空き室増の4・5階 “セット貸し”で新ライフスタイル提案
茨城県取手市にある築およそ50年の団地には、1500世帯余りが暮らしています。エレベーターが設置されていないため、階段での上り下りが大変な4階5階の部屋は敬遠されがちで、空室が増えているといいます。
そこでこの団地ではことしから新たに、4階と5階を同じ住人に貸す“セット貸し”プランを始めました。
モデルルームを見せてもらいました。団地を供給・管理する会社によると「4階がふつうの居住スペースとなっていて、5階が趣味などに使っていただける広々とした空間になっている」といいます。
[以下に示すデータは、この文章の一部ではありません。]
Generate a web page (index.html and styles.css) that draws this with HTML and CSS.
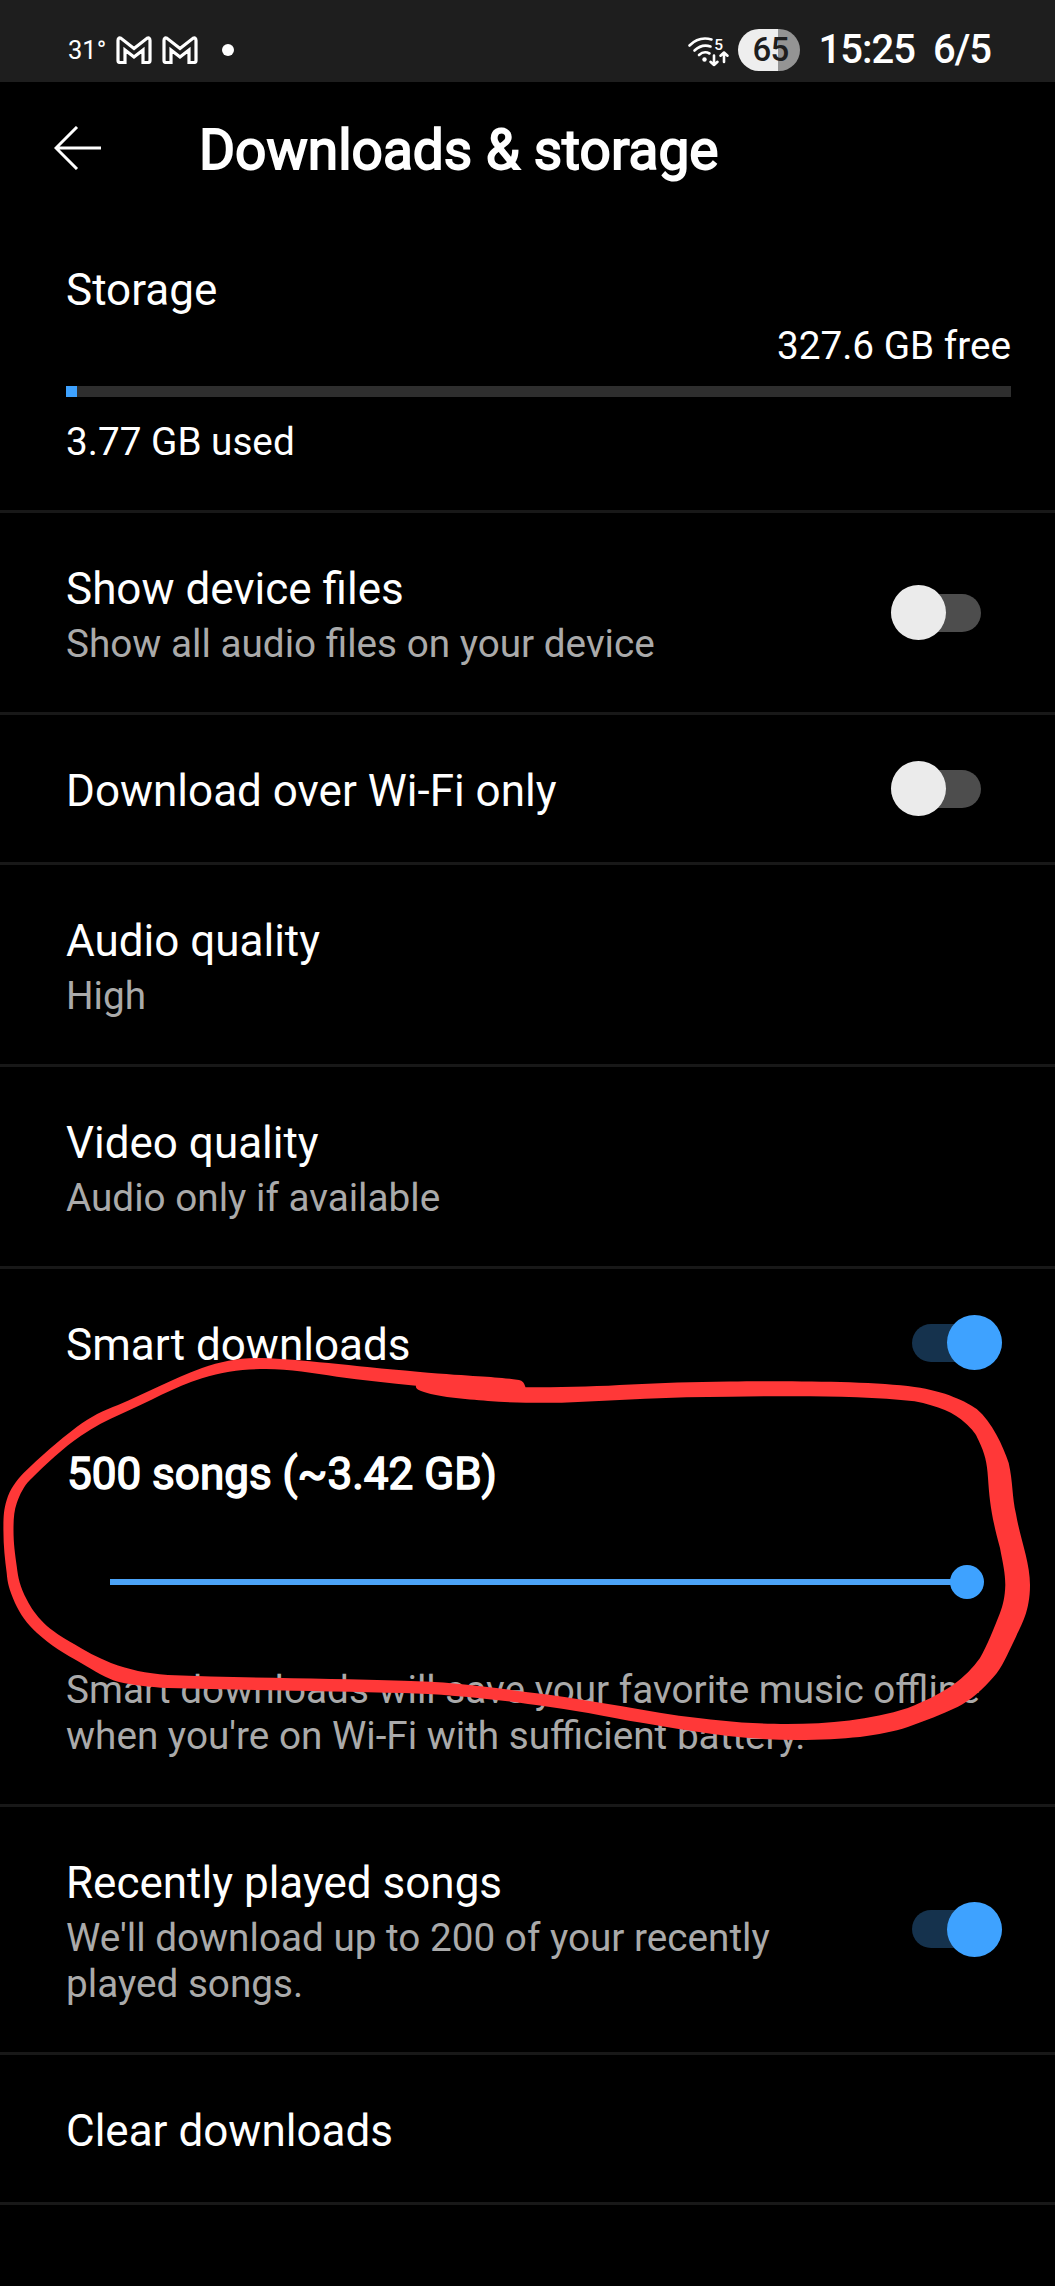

家賃は1住戸が4万円ほどのところ、4階5階のセットで5万円ほどになっています。
団地を供給・管理する会社 瀬戸研太郎さん
「(5階は)自由度の高い空間になっているので、キッズスペースであったり、筋トレルームであったり、さまざまな使い方ができるかなと想定している」
4階5階をセットで使っている入居者の一人、平井亨季さん(28)は、映像作品を制作するアーティストで、5階の部屋で上映会などを行っています。
平井亨季さん
「アトリエ付き住居みたいなのは、なかなか見つからない。だからすごく理想的な形」
団地を供給・管理する会社 瀬戸さん
「若い方に住んでもらうことにより、高齢者であったり子育て層が安心して暮らせるコミュニティづくりも図れるかなと思っている。より活気のある団地になっていくのではないか」
階段の上り下りを助けたい ロボット実用化めざす
階段の上り下りを楽にしようと、人を乗せて階段を移動するロボットの実証実験も行われています。実用化されれば、エレベーターを設置する10分の1のコストで導入が可能だといいます。
このロボットは団地内の基地で待機していて、住民が専用のカードで呼び出すと玄関前まで移動します。
住民を乗せて移動し、降ろした後は自動で基地に戻り、充電を行います。
このロボットはスタートアップ企業が3年前から開発してきました。角度が急な階段を安全に移動するために、さまざまな工夫を凝らしています。
例えば、前の車輪が下の段に接地するまで、後ろの車輪が逆方向に力をかけて滑り落ちないようにしています。
またカメラが障害物を捉えると、AIが認識して障害物を避ける機能も開発中です。
ロボットを開発している会社 藤倉秀幸 参事
「自動に安全に上らせることを最優先に進めて、社会実装に向けて頑張っていきたい」
総務省の調べによると、エレベーターがない4階、5階建ての住宅は全国で24万棟近くあります。大規模な改修をせずにより快適な団地暮らしをする工夫はまだありそうです。